Hospitalité – Kantai (2010)

Regie: Kôji Fukada | 96 minuten | komedie | Acteurs: Kanji Furutachi, Kumi Hyôdô, Tatsuya Kawamura, Bryerly Long, Hiroko Matsuda, Eriko Ono, Haruka Saito, Naoki Sugawara, Kiki Sugino, Kenji Yamauchi

Regisseur Kôji Fukada geniet enige beroemdheid in Japan, waar er veelvuldig vergelijkingen worden getrokken met legendarische namen als Yasujirô Ozu, maar in zijn tweede film bewijst Kôji dat de gemeende gelijkenissen onterecht zijn. ‘Hospitalité’ raakt kant noch wal, en is voor een komedie pijnlijk niet humoristisch. Enkele tekenen van absurdisme worden nauwelijks uitgewerkt, waardoor het groteske karakter van enkele personages – waar Kôji zo op mikt – niet uit de verf komt.

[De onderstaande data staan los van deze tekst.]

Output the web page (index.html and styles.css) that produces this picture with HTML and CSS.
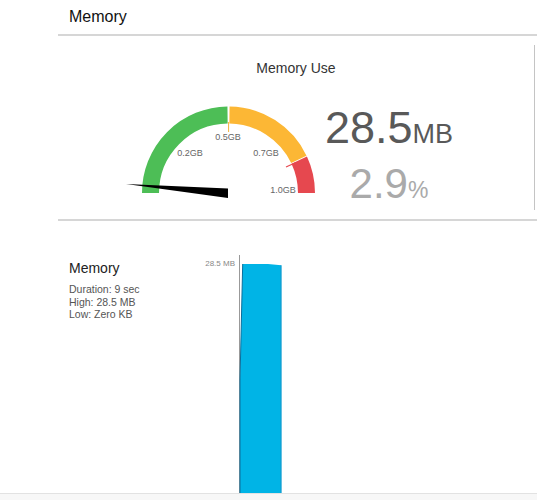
FILE: index.html
```html
<!DOCTYPE html>
<html lang="en">
<head>
    <meta charset="UTF-8">
    <title>Memory</title>
    <link rel="stylesheet" href="styles.css">
</head>
<body>
    <div class="panel-header">Memory</div>

    <div class="gauge-section">
        <div class="gauge-card">
            <h3 class="gauge-title">Memory Use</h3>
            <div class="gauge-row">
                <svg class="gauge" width="200" height="100" viewBox="0 0 200 100">
                    <path d="M30.5 93 A78 78 0 0 1 107.55 15" class="arc arc-green"/>
                    <path d="M109.45 15 A78 78 0 0 1 178.84 59.3" class="arc arc-yellow"/>
                    <path d="M179.25 60.16 A78 78 0 0 1 186.5 93" class="arc arc-red"/>
                    <line x1="108.6" y1="22" x2="108.6" y2="32" class="tick tick-yellow"/>
                    <line x1="166" y1="67" x2="176" y2="62.5" class="tick tick-red"/>
                    <text x="108" y="39.5" class="gauge-label">0.5GB</text>
                    <text x="70" y="55.5" class="gauge-label">0.2GB</text>
                    <text x="146" y="55.5" class="gauge-label">0.7GB</text>
                    <text x="163" y="92.5" class="gauge-label">1.0GB</text>
                    <polygon points="6,84 108,88.5 108,98" class="needle"/>
                </svg>
                <div class="readout">
                    <div class="readout-main">28.5<span class="unit">MB</span></div>
                    <div class="readout-pct">2.9<span class="unit-pct">%</span></div>
                </div>
            </div>
        </div>
    </div>

    <div class="detail-section">
        <div class="detail-info">
            <h4 class="detail-title">Memory</h4>
            <p class="detail-stats">Duration: 9 sec<br>High: 28.5 MB<br>Low: Zero KB</p>
        </div>
        <div class="chart">
            <div class="chart-axis">28.5 MB</div>
            <div class="chart-plot">
                <svg width="60" height="238" viewBox="0 0 60 238">
                    <polygon points="2.7,9 28,9 41.3,10.3 41.3,238 0,238 0,125" class="bar"/>
                    <polyline points="2.7,9 0,125 0,238" class="bar-edge"/>
                    <line x1="41" y1="10.3" x2="41" y2="238" class="bar-edge-right"/>
                </svg>
            </div>
        </div>
    </div>

    <div class="footer"></div>
</body>
</html>
```

FILE: styles.css
```css
body {
    margin: 0;
    font-family: "Liberation Sans", Arial, sans-serif;
    background-color: #fff;
}

.panel-header {
    margin-left: 58px;
    padding-left: 11px;
    height: 34px;
    line-height: 34px;
    font-size: 16px;
    color: #111;
    border-bottom: 2px solid #d6d6d6;
}

.gauge-section {
    margin-left: 58px;
    padding: 9px 2px 9px 0;
    border-bottom: 2px solid #d6d6d6;
}

.gauge-card {
    height: 165px;
    box-sizing: border-box;
    padding-top: 15px;
    border-right: 1px solid #c4c4c4;
}

.gauge-title {
    margin: 0;
    font-size: 14px;
    line-height: 16px;
    font-weight: normal;
    color: #333;
    text-align: center;
}

.gauge-row {
    display: flex;
    margin-top: 24px;
    padding-left: 62px;
}

.gauge {
    display: block;
}

.arc {
    fill: none;
    stroke-width: 17;
}

.arc-green {
    stroke: #4dbe56;
}

.arc-yellow {
    stroke: #fcb735;
}

.arc-red {
    stroke: #e6484f;
}

.tick {
    stroke-width: 1;
}

.tick-yellow {
    stroke: #f3b23a;
}

.tick-red {
    stroke: #e6484f;
    stroke-width: 1.2;
}

.gauge-label {
    font-family: "Liberation Sans", Arial, sans-serif;
    font-size: 9px;
    fill: #666;
    text-anchor: middle;
}

.needle {
    fill: #000;
}

.readout {
    width: 138px;
    padding-top: 5px;
    text-align: center;
}

.readout-main {
    font-size: 45px;
    line-height: 45px;
    color: #595959;
}

.unit {
    font-size: 27px;
}

.readout-pct {
    margin-top: 6px;
    font-size: 42px;
    line-height: 42px;
    color: #aaa;
}

.unit-pct {
    font-size: 23px;
}

.detail-section {
    display: flex;
    height: 272px;
    box-sizing: border-box;
    padding: 34px 0 0 69px;
}

.detail-info {
    width: 130px;
    padding-top: 5px;
}

.detail-title {
    margin: 0;
    font-size: 14px;
    line-height: 16px;
    font-weight: normal;
    color: #222;
}

.detail-stats {
    margin: 7px 0 0;
    font-size: 10.5px;
    line-height: 12.7px;
    color: #555;
}

.chart {
    display: flex;
    height: 238px;
}

.chart-axis {
    width: 36px;
    margin-right: 4px;
    padding-top: 4px;
    font-size: 8px;
    line-height: 10px;
    color: #888;
    text-align: right;
}

.chart-plot {
    border-left: 1px solid #999;
}

.chart-plot svg {
    display: block;
    overflow: visible;
}

.bar {
    fill: #00b4e6;
}

.bar-edge {
    fill: none;
    stroke: #0a6e9c;
    stroke-width: 1;
}

.bar-edge-right {
    stroke: #1796c9;
    stroke-width: 1;
}

.footer {
    height: 6px;
    background-color: #f7f7f7;
    border-top: 1px solid #e2e2e2;
}
```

En waarom de Japanse film een Franse titel meekreeg zal wel nooit duidelijk worden.

Om onbegrijpelijke redenen won ‘Hospitalité’ de prijs voor het beste debuut op het filmfestival van Tokio; niet alleen is de vlakke film geen prijzen waard, maar daarnaast is het Kôji’s tweede werk na ‘Tokyo Ningen Kigeki’.

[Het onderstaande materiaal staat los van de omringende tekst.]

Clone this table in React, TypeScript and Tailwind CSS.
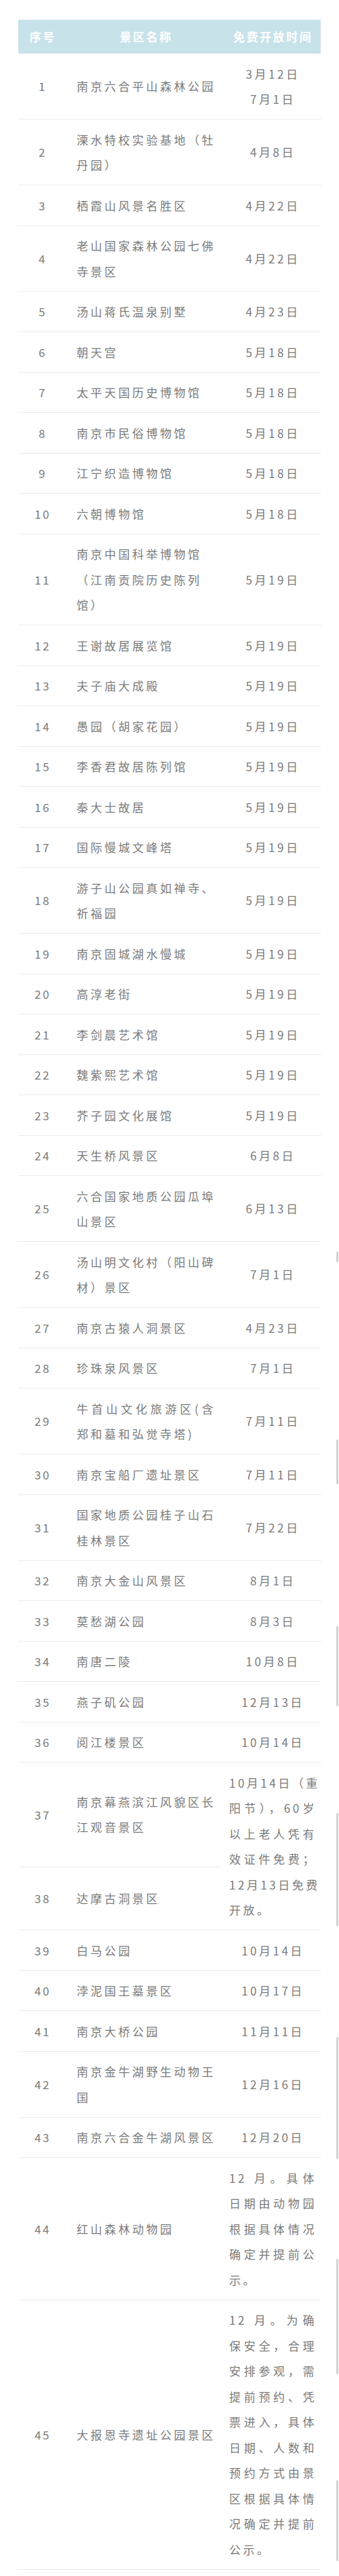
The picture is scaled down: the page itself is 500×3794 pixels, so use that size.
type Row = {
  no: number;
  name: string[];
  date?: string[];
  dateJustify?: boolean;
  span?: boolean;
  plain?: boolean;
  h?: string;
};

const rows: Row[] = [
  { no: 1, name: ["南京六合平山森林公园"], date: ["3月12日", "7月1日"] },
  { no: 2, name: ["溧水特校实验基地（牡", "丹园）"], date: ["4月8日"] },
  { no: 3, name: ["栖霞山风景名胜区"], date: ["4月22日"] },
  { no: 4, name: ["老山国家森林公园七佛", "寺景区"], date: ["4月22日"] },
  { no: 5, name: ["汤山蒋氏温泉别墅"], date: ["4月23日"] },
  { no: 6, name: ["朝天宫"], date: ["5月18日"] },
  { no: 7, name: ["太平天国历史博物馆"], date: ["5月18日"] },
  { no: 8, name: ["南京市民俗博物馆"], date: ["5月18日"] },
  { no: 9, name: ["江宁织造博物馆"], date: ["5月18日"] },
  { no: 10, name: ["六朝博物馆"], date: ["5月18日"] },
  { no: 11, name: ["南京中国科举博物馆", "（江南贡院历史陈列", "馆）"], date: ["5月19日"], plain: true },
  { no: 12, name: ["王谢故居展览馆"], date: ["5月19日"] },
  { no: 13, name: ["夫子庙大成殿"], date: ["5月19日"] },
  { no: 14, name: ["愚园（胡家花园）"], date: ["5月19日"] },
  { no: 15, name: ["李香君故居陈列馆"], date: ["5月19日"] },
  { no: 16, name: ["秦大士故居"], date: ["5月19日"] },
  { no: 17, name: ["国际慢城文峰塔"], date: ["5月19日"] },
  { no: 18, name: ["游子山公园真如禅寺、", "祈福园"], date: ["5月19日"] },
  { no: 19, name: ["南京固城湖水慢城"], date: ["5月19日"] },
  { no: 20, name: ["高淳老街"], date: ["5月19日"] },
  { no: 21, name: ["李剑晨艺术馆"], date: ["5月19日"] },
  { no: 22, name: ["魏紫熙艺术馆"], date: ["5月19日"] },
  { no: 23, name: ["芥子园文化展馆"], date: ["5月19日"] },
  { no: 24, name: ["天生桥风景区"], date: ["6月8日"] },
  { no: 25, name: ["六合国家地质公园瓜埠", "山景区"], date: ["6月13日"] },
  { no: 26, name: ["汤山明文化村（阳山碑", "材）景区"], date: ["7月1日"] },
  { no: 27, name: ["南京古猿人洞景区"], date: ["4月23日"] },
  { no: 28, name: ["珍珠泉风景区"], date: ["7月1日"] },
  { no: 29, name: ["牛首山文化旅游区(含", "郑和墓和弘觉寺塔)"], date: ["7月11日"] },
  { no: 30, name: ["南京宝船厂遗址景区"], date: ["7月11日"] },
  { no: 31, name: ["国家地质公园桂子山石", "桂林景区"], date: ["7月22日"] },
  { no: 32, name: ["南京大金山风景区"], date: ["8月1日"] },
  { no: 33, name: ["莫愁湖公园"], date: ["8月3日"] },
  { no: 34, name: ["南唐二陵"], date: ["10月8日"] },
  { no: 35, name: ["燕子矶公园"], date: ["12月13日"] },
  { no: 36, name: ["阅江楼景区"], date: ["10月14日"] },
  {
    no: 37,
    name: ["南京幕燕滨江风貌区长", "江观音景区"],
    date: ["10月14日（重", "阳节），60岁", "以上老人凭有", "效证件免费；", "12月13日免费", "开放。"],
    dateJustify: true,
    span: true,
    h: "min-h-[153px]",
  },
  { no: 38, name: ["达摩古洞景区"], h: "min-h-[93px]" },
  { no: 39, name: ["白马公园"], date: ["10月14日"] },
  { no: 40, name: ["浡泥国王墓景区"], date: ["10月17日"] },
  { no: 41, name: ["南京大桥公园"], date: ["11月11日"] },
  { no: 42, name: ["南京金牛湖野生动物王", "国"], date: ["12月16日"] },
  { no: 43, name: ["南京六合金牛湖风景区"], date: ["12月20日"] },
  {
    no: 44,
    name: ["红山森林动物园"],
    date: ["12 月。具体", "日期由动物园", "根据具体情况", "确定并提前公", "示。"],
    dateJustify: true,
  },
  {
    no: 45,
    name: ["大报恩寺遗址公园景区"],
    date: [
      "12 月。为确",
      "保安全，合理",
      "安排参观，需",
      "提前预约、凭",
      "票进入，具体",
      "日期、人数和",
      "预约方式由景",
      "区根据具体情",
      "况确定并提前",
      "公示。",
    ],
    dateJustify: true,
  },
];

const scrollMarks = [
  "top-[1843px] h-[16px]",
  "top-[2120px] h-[66px]",
  "top-[2395px] h-[118px]",
  "top-[2670px] h-[167px]",
  "top-[3000px] h-[180px]",
  "top-[3327px] h-[170px]",
  "top-[3653px] h-[119px]",
];

const Lines = ({ lines, justify }: { lines: string[]; justify: boolean }) => (
  <>
    {lines.map((line, i) => (
      <div
        key={i}
        className={
          justify && i < lines.length - 1
            ? "whitespace-nowrap [text-align-last:justify]"
            : "whitespace-nowrap"
        }
      >
        {line}
      </div>
    ))}
  </>
);

const cell = "flex items-center border-b border-[#ececec] py-[10.5px]";

export default function App() {
  return (
    <div className="relative h-[3794px] overflow-hidden bg-white font-['Noto_Sans_CJK_SC',sans-serif]">
      <div className="mx-[27px] mt-[29px] grid h-[50px] grid-cols-[72px_226px_149px] items-center bg-[#c8e2ea] text-[17px] font-bold tracking-[2.5px] text-white">
        <div className="text-center">序号</div>
        <div className="w-[219px] pl-[14px] text-center">景区名称</div>
        <div className="w-[142px] pl-[13px] text-center">免费开放时间</div>
      </div>

      <div className="mx-[27px] grid grid-cols-[72px_226px_149px] text-[17px] leading-[37.5px] tracking-[3.5px] text-[#7b7b7b]">
        {rows.map((row) => (
          <div key={row.no} className="contents">
            <div className={`${cell} justify-center tracking-[2.5px] ${row.h ?? ""}`}>{row.no}</div>
            <div className={`${cell} pl-[14px] ${row.h ?? ""}`}>
              <div className="w-[205px]">
                <Lines lines={row.name} justify={!row.plain} />
              </div>
            </div>
            {row.date && (
              <div className={`${cell} pl-[13px] ${row.span ? "row-span-2" : ""}`}>
                <div className={row.dateJustify ? "w-[129px]" : "w-[129px] text-center"}>
                  <Lines lines={row.date} justify={!!row.dateJustify} />
                </div>
              </div>
            )}
          </div>
        ))}
      </div>

      <div className="flex justify-center pt-[50px]">
        <div className="h-[22px] w-[22px] rounded-full bg-[#d8e6cc]" />
      </div>

      {scrollMarks.map((m, i) => (
        <div key={i} className={`absolute right-[1px] w-[3px] rounded-full bg-[#d2d2d2] ${m}`} />
      ))}
    </div>
  );
}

Waar de film pretendeert een satire te zijn op de verschillende politieke en culturele situaties in Japan, zoals xenofobie (angst voor vreemdelingen), is deze op geen enkel moment in de film bijtend genoeg om daadwerkelijk indruk te maken. De vreemdeling die inbreuk maakt op de privacy van het gezin Kobayashi zorgt ervoor dat het tanende familiebedrijf een stuk beter begint te lopen, waardoor hij meer een redder is dan een ongenode gast. De vele vrienden nodigt hij pas aan het einde toe, waardoor het geheel zo ongeloofwaardig wordt, dat de film er niet meer bovenop komt.

Een van de grootste zwaktes van ‘Hospitalité’ is het zwakke scenario van Kôji Fukada. De personages blijven vaak zo vlak, tweedimensionaal en nauwelijks uitgediept, dat betrokkenheid bij hoofdrolspeler Kobayashi vrijwel onmogelijk is. Omdat deze betrokkenheid een vereiste is voor het slagen van de film, faalt deze flink. Het verhaal lijkt in een avond aan elkaar geschreven, daar de verschillende verhaallijnen elkaar nauwelijks raken en het plot tegen het einde van de film in zo’n vervreemdende stroomversnelling moet komen om alle touwtjes aan elkaar te knopen, dat enig relativerend vermogen de makers vreemd moet zijn geweest. Kôji zou er goed aan doen in het vervolg een (co)scenarist te nemen, want zijn eigen scenario is ver onder de maat.